By the late 1950s, West Virginia was an entirely different football program without Bobby Moss, Sam Huff, Bruce Bosley, Joe Marconi and Fred Wyant that made up Lewis’s great recruiting class of 1952. What looked like an aggressive attempt to improve West Virginia’s football schedule turned into a burden too heavy for Lewis to carry.
“After 1955 when those five all-time greats left we had average material,” Barrett explained. “Chuck Howley was a great player and that was all.”

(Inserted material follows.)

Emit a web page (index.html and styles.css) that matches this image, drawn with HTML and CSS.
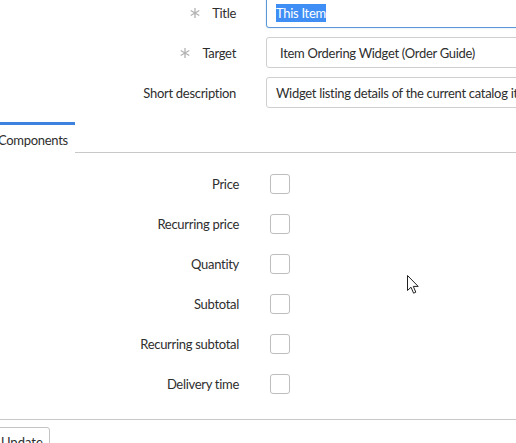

Waynesburg was soon replaced with Wisconsin. Instead of Fordham and Marquette, it was USC and Oregon State (all on the road) and West Virginia paid the price, as did Pappy Lewis whose last two teams finished with records of 4-5-1 and 3-7 before he resigned under pressure in the spring of 1960.

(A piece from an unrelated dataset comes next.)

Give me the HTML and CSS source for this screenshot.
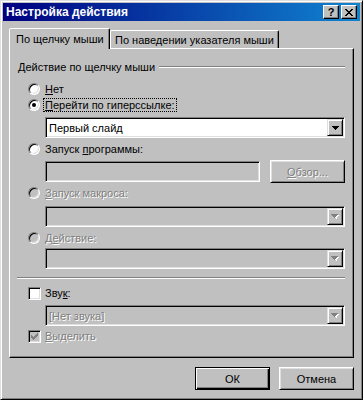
FILE: index.html
```html
<!doctype html>
<html lang="ru">
<head>
    <meta charset="UTF-8">
    <title>Настройка действия</title>
    <link rel="stylesheet" href="styles.css">
</head>
<body>
<div class="window">
    <div class="titlebar">
        <span class="title">Настройка действия</span>
        <div class="title-btns">
            <span class="tbtn">?</span>
            <span class="tbtn">
                <svg width="8" height="7" viewBox="0 0 8 7" shape-rendering="crispEdges">
                    <path d="M0 0h2v1h-2zM6 0h2v1h-2zM1 1h2v1h-2zM5 1h2v1h-2zM2 2h4v1h-4zM3 3h2v1h-2zM2 4h4v1h-4zM1 5h2v1h-2zM5 5h2v1h-2zM0 6h2v1h-2zM6 6h2v1h-2z" fill="#000"/>
                </svg>
            </span>
        </div>
    </div>
    <div class="client">
        <div class="tabs">
            <div class="tab active">По щелчку мыши</div>
            <div class="tab second">По наведении указателя мыши</div>
        </div>
        <div class="panel">
            <div class="group-head">
                <span>Действие по щелчку мыши</span>
                <span class="rule"></span>
            </div>

            <div class="opt first">
                <span class="radio"></span>
                <span class="lbl"><u>Н</u>ет</span>
            </div>
            <div class="opt">
                <span class="radio checked"></span>
                <span class="lbl focus"><u>П</u>ерейти по гиперссылке:</span>
            </div>
            <div class="combo field m4">
                <span class="combo-text">Первый слайд</span>
                <span class="drop">
                    <svg width="7" height="4" viewBox="0 0 7 4" shape-rendering="crispEdges"><path d="M0 0h7v1h-7zM1 1h5v1h-5zM2 2h3v1h-3zM3 3h1v1h-1z" fill="#000"/></svg>
                </span>
            </div>

            <div class="opt m3">
                <span class="radio"></span>
                <span class="lbl">Запуск <u>п</u>рограммы:</span>
            </div>
            <div class="field-row m3">
                <span class="textbox disabled"></span>
                <span class="btn browse"><span class="off"><u>О</u>бзор...</span></span>
            </div>

            <div class="opt m2">
                <span class="radio disabled"></span>
                <span class="lbl off"><u>З</u>апуск макроса:</span>
            </div>
            <div class="combo field disabled m5">
                <span class="combo-text"></span>
                <span class="drop">
                    <svg width="8" height="5" viewBox="0 0 8 5" shape-rendering="crispEdges"><path d="M2 1h6v1h-6zM3 2h4v1h-4zM4 3h2v1h-2zM5 4h1v1h-1z" fill="#fff"/><path d="M0 0h7v1h-7zM1 1h5v1h-5zM2 2h3v1h-3zM3 3h1v1h-1z" fill="#808080"/></svg>
                </span>
            </div>

            <div class="opt m3">
                <span class="radio disabled"></span>
                <span class="lbl off">Д<u>е</u>йствие:</span>
            </div>
            <div class="combo field disabled m2">
                <span class="combo-text"></span>
                <span class="drop">
                    <svg width="8" height="5" viewBox="0 0 8 5" shape-rendering="crispEdges"><path d="M2 1h6v1h-6zM3 2h4v1h-4zM4 3h2v1h-2zM5 4h1v1h-1z" fill="#fff"/><path d="M0 0h7v1h-7zM1 1h5v1h-5zM2 2h3v1h-3zM3 3h1v1h-1z" fill="#808080"/></svg>
                </span>
            </div>

            <div class="sep"></div>

            <div class="opt m6">
                <span class="check"></span>
                <span class="lbl">Зву<u>к</u>:</span>
            </div>
            <div class="combo field disabled m4">
                <span class="combo-text off">[Нет звука]</span>
                <span class="drop">
                    <svg width="8" height="5" viewBox="0 0 8 5" shape-rendering="crispEdges"><path d="M2 1h6v1h-6zM3 2h4v1h-4zM4 3h2v1h-2zM5 4h1v1h-1z" fill="#fff"/><path d="M0 0h7v1h-7zM1 1h5v1h-5zM2 2h3v1h-3zM3 3h1v1h-1z" fill="#808080"/></svg>
                </span>
            </div>

            <div class="opt m2">
                <span class="check disabled">
                    <svg width="7" height="7" viewBox="0 0 7 7" shape-rendering="crispEdges"><path d="M6 0h1v3h-1zM5 1h1v3h-1zM4 2h1v3h-1zM3 3h1v3h-1zM2 4h1v3h-1zM1 3h1v3h-1zM0 2h1v3h-1z" fill="#808080"/></svg>
                </span>
                <span class="lbl off"><u>В</u>ыделить</span>
            </div>
        </div>
        <div class="buttons">
            <span class="btn default">ОК</span>
            <span class="btn">Отмена</span>
        </div>
    </div>
</div>
</body>
</html>
```

FILE: styles.css
```css
body {
    margin: 0;
    font-family: "Liberation Sans", Arial, sans-serif;
    font-size: 11px;
    color: #000;
    background-color: #c0c0c0;
}
u {
    text-decoration: underline;
    text-underline-offset: 1px;
}
.window {
    width: 363px;
    height: 400px;
    box-sizing: border-box;
    border: 1px solid;
    border-color: #dfdfdf #000 #000 #dfdfdf;
    box-shadow: inset 1px 1px #fff, inset -1px -1px #808080;
    padding: 2px;
    background-color: #c0c0c0;
}
.titlebar {
    height: 18px;
    display: flex;
    align-items: center;
    justify-content: space-between;
    padding: 0 3px;
    background: linear-gradient(to right, #000080, #1084d0);
    color: #fff;
}
.title {
    font-weight: bold;
    font-size: 12px;
}
.title-btns {
    display: flex;
    gap: 2px;
}
.tbtn {
    width: 16px;
    height: 14px;
    box-sizing: border-box;
    display: flex;
    align-items: center;
    justify-content: center;
    background-color: #c0c0c0;
    border: 1px solid;
    border-color: #fff #000 #000 #fff;
    box-shadow: inset -1px -1px #808080;
    color: #000;
    font-weight: bold;
    font-size: 11px;
    line-height: 1;
}

.client {
    padding: 7px 6px 0 6px;
}
.tabs {
    display: flex;
    align-items: flex-end;
    height: 20px;
}
.tab {
    height: 18px;
    box-sizing: border-box;
    display: flex;
    align-items: center;
    white-space: nowrap;
    border: 1px solid;
    border-bottom: none;
    border-color: #fff #000 transparent #fff;
    box-shadow: inset -1px 0 #808080;
    border-radius: 2px 2px 0 0;
    padding: 0 4px;
}
.tab.active {
    width: 101px;
    height: 21px;
    margin-bottom: -1px;
    padding: 0 0 1px 6px;
    position: relative;
    z-index: 1;
    background-color: #c0c0c0;
}
.tab.second {
    width: 169px;
    border-left-color: #fff;
}
.panel {
    height: 310px;
    box-sizing: border-box;
    border: 1px solid;
    border-color: #fff #000 #000 #fff;
    box-shadow: inset -1px -1px #808080;
    padding: 0 8px;
}

.group-head {
    margin-top: 11px;
    height: 13px;
    display: flex;
    align-items: center;
}
.rule {
    flex: 1;
    margin-left: 4px;
    border-top: 1px solid #808080;
    border-bottom: 1px solid #fff;
}
.opt {
    height: 16px;
    display: flex;
    align-items: center;
    padding-left: 10px;
}
.opt.first { margin-top: 8px; }
.m2 { margin-top: 2px; }
.m3 { margin-top: 3px; }
.m4 { margin-top: 4px; }
.m5 { margin-top: 5px; }
.m6 { margin-top: 6px; }

.lbl {
    border: 1px dotted transparent;
    padding: 0 1px;
    line-height: 12px;
}
.lbl.focus {
    border-color: #000;
}
.off {
    color: #808080;
    text-shadow: 1px 1px 0 #fff;
}

.radio {
    width: 12px;
    height: 12px;
    box-sizing: border-box;
    flex: none;
    margin-right: 3px;
    border-radius: 50%;
    border: 1px solid;
    border-color: #808080 #fff #fff #808080;
    box-shadow: inset 1px 1px #000, inset -1px -1px #dfdfdf;
    background-color: #fff;
    display: flex;
    align-items: center;
    justify-content: center;
}
.radio.disabled {
    background-color: #c0c0c0;
}
.radio.checked::after {
    content: "";
    width: 4px;
    height: 4px;
    border-radius: 50%;
    background-color: #000;
}
.check {
    width: 13px;
    height: 13px;
    box-sizing: border-box;
    flex: none;
    margin-right: 2px;
    border: 1px solid;
    border-color: #808080 #fff #fff #808080;
    box-shadow: inset 1px 1px #000, inset -1px -1px #dfdfdf;
    background-color: #fff;
    display: flex;
    align-items: center;
    justify-content: center;
}
.check.disabled {
    background-color: #c0c0c0;
}

.field {
    margin-left: 27px;
}
.combo {
    height: 21px;
    box-sizing: border-box;
    display: flex;
    align-items: center;
    padding: 1px;
    border: 1px solid;
    border-color: #808080 #fff #fff #808080;
    box-shadow: inset 1px 1px #000, inset -1px -1px #dfdfdf;
    background-color: #fff;
}
.combo.disabled {
    background-color: #c0c0c0;
}
.combo-text {
    flex: 1;
    padding-left: 2px;
}
.drop {
    width: 16px;
    height: 17px;
    box-sizing: border-box;
    flex: none;
    display: flex;
    align-items: center;
    justify-content: center;
    background-color: #c0c0c0;
    border: 1px solid;
    border-color: #dfdfdf #000 #000 #dfdfdf;
    box-shadow: inset 1px 1px #fff, inset -1px -1px #808080;
}

.field-row {
    margin-left: 27px;
    height: 23px;
    display: flex;
    align-items: center;
    gap: 10px;
}
.textbox {
    flex: 1;
    height: 21px;
    box-sizing: border-box;
    border: 1px solid;
    border-color: #808080 #fff #fff #808080;
    box-shadow: inset 1px 1px #000, inset -1px -1px #dfdfdf;
    background-color: #c0c0c0;
}

.btn {
    width: 75px;
    height: 23px;
    box-sizing: border-box;
    display: flex;
    align-items: center;
    justify-content: center;
    background-color: #c0c0c0;
    border: 1px solid;
    border-color: #fff #000 #000 #fff;
    box-shadow: inset 1px 1px #dfdfdf, inset -1px -1px #808080;
}
.btn.default {
    border-color: #000;
    box-shadow: inset 1px 1px #fff, inset -1px -1px #000, inset -2px -2px #808080;
}

.sep {
    margin: 8px 0 0 -1px;
    border-top: 1px solid #808080;
    border-bottom: 1px solid #fff;
}
.buttons {
    margin-top: 9px;
    display: flex;
    justify-content: flex-end;
    gap: 9px;
}
```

“Red said fine, we’ll schedule those types of games and he did. Unfortunately the material ran out for West Virginia,” Barrett said.
By 1964, following a pair of blowout losses to Navy and Oregon, West Virginia’s practice of scheduling national football opponents was abandoned until the mid 1970s.
On a side note, Brown once related a humorous story about his trials as a schedule maker.
“I scheduled Navy as our opening game in 1963,” Brown recalled in 1972. “They beat us (52-7) and we were supposed to have a good team that year. Roger Staubach, their quarterback, killed us.
“I was coming out of the stadium and these two ladies didn’t know I was walking behind them and one of them said, ‘How stupid could that athletic director be to schedule a team with Roger Staubach?’
“Well,” Brown added, “when I scheduled Navy Roger was just a freshman in high school.”